//Ban Polygraph tests : Law Commission

Ban Polygraph tests : Law Commission

New Delhi: Observing that narco-analysis (NA), polygraph and brain fingerprinting (BFP) as tools of police investigation violated basic human rights, the Law Commission of India has recommended that these truth-detecting techniques be banned immediately. The Commission, headed by Justice A.R. Lakshmanan, in its report to be submitted to the government next week, said: “The police are a disciplined force trained to uphold the law and to enable democratic institutions to function lawfully. Police powers are confined by the provisions of the Constitution, the Police Act, the Criminal Procedure Act, the Evidence Act and many other local and special laws which impose restrictions on the scope and method of exercise of that power.”

Police accountable

The report said: “Forensic scientists should inspire the police with their scientific methods not to violate the norms. They will be accused of conspiring with them if they are a party to using these psychological coercive methods. Courts have powers to extract accountability from the police in case of violations of human rights in exercising their functions.”
Narco test “dubious”

The Commission pointed out that NA was borrowed from psychiatric practice and used by the police, seeking the help of psychiatrists during yesteryear, and discontinued subsequently all over the world for two reasons: one, the police themselves found the technique dubious, and two, the psychiatrists were bound by ethical considerations and were not forthcoming to perform the technique when the examination was requested as an aid to criminal investigation.

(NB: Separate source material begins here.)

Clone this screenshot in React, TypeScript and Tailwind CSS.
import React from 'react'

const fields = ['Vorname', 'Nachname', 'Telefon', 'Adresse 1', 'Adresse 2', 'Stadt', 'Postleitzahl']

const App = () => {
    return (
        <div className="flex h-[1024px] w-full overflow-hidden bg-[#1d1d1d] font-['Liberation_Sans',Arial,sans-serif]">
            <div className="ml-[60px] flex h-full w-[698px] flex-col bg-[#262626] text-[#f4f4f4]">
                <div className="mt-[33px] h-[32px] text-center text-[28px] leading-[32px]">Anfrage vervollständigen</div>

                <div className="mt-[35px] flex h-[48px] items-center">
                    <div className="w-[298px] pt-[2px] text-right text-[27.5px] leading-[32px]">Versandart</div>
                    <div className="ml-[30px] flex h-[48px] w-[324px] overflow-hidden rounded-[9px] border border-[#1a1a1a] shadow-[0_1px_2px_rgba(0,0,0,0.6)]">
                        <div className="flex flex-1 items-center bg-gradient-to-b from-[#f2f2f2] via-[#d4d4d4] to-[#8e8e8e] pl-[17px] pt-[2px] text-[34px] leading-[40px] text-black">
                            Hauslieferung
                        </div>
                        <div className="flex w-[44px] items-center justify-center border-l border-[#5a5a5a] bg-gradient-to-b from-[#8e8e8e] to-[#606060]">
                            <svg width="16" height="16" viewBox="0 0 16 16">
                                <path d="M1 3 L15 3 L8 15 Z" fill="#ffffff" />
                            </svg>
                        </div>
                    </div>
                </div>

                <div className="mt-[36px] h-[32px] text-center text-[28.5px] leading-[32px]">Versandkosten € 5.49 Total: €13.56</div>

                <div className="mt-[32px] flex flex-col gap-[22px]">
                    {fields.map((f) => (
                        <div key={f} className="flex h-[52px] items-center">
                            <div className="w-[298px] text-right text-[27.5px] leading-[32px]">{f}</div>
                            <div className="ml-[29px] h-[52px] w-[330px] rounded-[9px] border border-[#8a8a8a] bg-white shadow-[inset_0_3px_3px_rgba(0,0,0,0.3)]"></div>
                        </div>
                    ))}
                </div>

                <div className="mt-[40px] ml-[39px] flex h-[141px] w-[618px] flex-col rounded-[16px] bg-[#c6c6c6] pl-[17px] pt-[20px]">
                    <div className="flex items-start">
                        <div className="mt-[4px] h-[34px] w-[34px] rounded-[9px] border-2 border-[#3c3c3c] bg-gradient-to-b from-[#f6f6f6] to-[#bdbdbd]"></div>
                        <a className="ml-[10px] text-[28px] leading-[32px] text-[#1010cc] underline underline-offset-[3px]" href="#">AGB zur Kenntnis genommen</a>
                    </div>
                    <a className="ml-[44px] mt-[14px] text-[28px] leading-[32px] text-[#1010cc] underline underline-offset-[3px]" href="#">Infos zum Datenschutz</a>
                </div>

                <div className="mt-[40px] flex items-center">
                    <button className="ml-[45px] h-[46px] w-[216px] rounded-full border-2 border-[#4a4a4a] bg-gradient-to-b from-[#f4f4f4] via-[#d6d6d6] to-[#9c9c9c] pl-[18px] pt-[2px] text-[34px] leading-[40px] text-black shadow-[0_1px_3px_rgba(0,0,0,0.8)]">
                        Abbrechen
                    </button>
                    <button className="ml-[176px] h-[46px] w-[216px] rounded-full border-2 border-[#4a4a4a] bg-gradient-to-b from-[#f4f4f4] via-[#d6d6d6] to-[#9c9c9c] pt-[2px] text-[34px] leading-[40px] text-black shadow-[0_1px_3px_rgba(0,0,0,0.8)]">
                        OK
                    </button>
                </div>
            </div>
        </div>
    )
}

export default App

It said NA was rarely used even for therapeutic purposes today.

“The revelations made under the influence of the drugs cannot be considered a reliable recollection of past events. Not only may the inveterate criminal psychopath lie under the influence of drugs which have been tested but the relatively normal and well-adjusted individual may also successfully disguise factual data.”

The Commission took up the issue following a memorandum received from the Forensic Science Society of India expressing serious concern at the widespread use of NA and BFP in police investigation during the past few years with the tacit approval of a few courts.

With supporting documents, the society pointed out that this practice was discontinued in all “civilised” countries almost five decades ago.

The Commission sought the opinion of various experts, police, doctors and psychologists in arriving at its findings.

The Commission said it came to know that in a laboratory in Bangalore, NA was being conducted several times for the same subject until a preferred result was obtained. This was ample proof to show that the technique was not based on any scientific principle.

On the polygraph test or lie-detector, the report said: “The results obtained from a polygraph test are much less credible, since the device measures the body’s reaction to two different types of questions. The dirty little secret behind the test is it depends on trickery, not science. Perversely, the test is inherently biased against the truthful.”

Similarly, according to reports, the Commission said BFP was proved only at the experimental stage and not effective, and it violated the sanctity of the mind.